On link underlines, by Adrian Roselli

Adrian recommends that we underline links in body copy and provides a host of evidence and rationale to back that up.

WCAG guidelines tell us to make sure we do not rely on color alone to distinguish links and even explicitly suggest underlines.

Usability researchers and practitioners generally suggest that underlines are the most clear way to indicate a link that lives within content.

Academic researchers confirm that … when you have them you can reduce additional cognitive load by making them apparent. Underlines performed well.

There are other sites on the web which have set expectations, but many of them likely do not correspond directly to your own circumstance. Additionally, some of them are already violating WCAG, which removes them from consideration as appropriate analogues.

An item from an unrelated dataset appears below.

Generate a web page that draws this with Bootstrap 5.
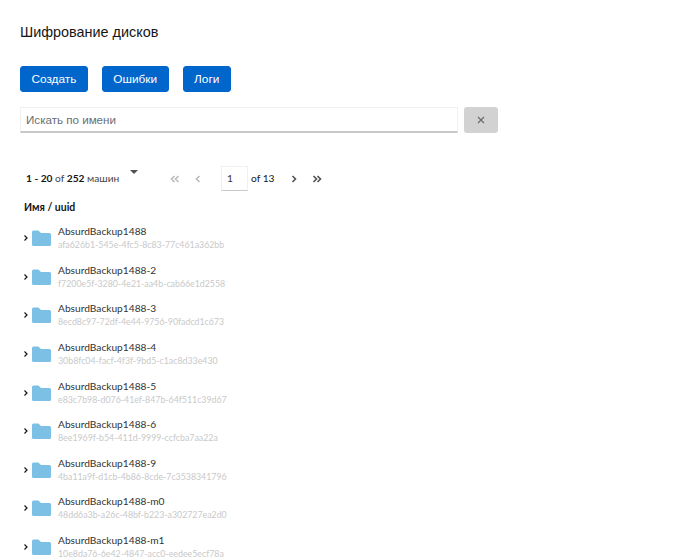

Other styling options can work, but they are not necessarily universal, sometimes requiring users to learn them. They may also conflict with other styles on your site, increasing the effort (cost) for you to come up with usable, novel and progressive indicators.

Given all these factors, I recommend you underline links in your body content.

Just normal web things.

Heather suggests that in developers’ excitement to do cool new stuff and use cool new tools and techniques “we stopped letting people do very normal web things”. Things like:

  • the ability to copy text so you can then paste it
  • ensuring elements which navigate also behave like normal links by offering standard right-click and keyboard shortcut options etc. Which is to say – please use the anchor element and leave it alone to do its thing
  • letting people go back using the back button
  • letting people scroll with native scrollbars. Relatedly, letting people get to the links at the bottom of the page rather than having infinite scrolling results which mean that the footer is always just beyond reach!
  • letting the user’s browser autocomplete form fields rather than making them type it

Inclusive user research: recruiting participants (by Ela Gorla on Tetralogical’s blog)

Tetralogical are doing a great series of articles on running inclusive research. Their latest is about recruiting participants and covers whether you should recruit people with disabilities as part of your testing and if so who, and how many, and how to recruit them.

Previous articles addressed moderating usability testing sessions with people with disabilities, and analysing findings from inclusive user research.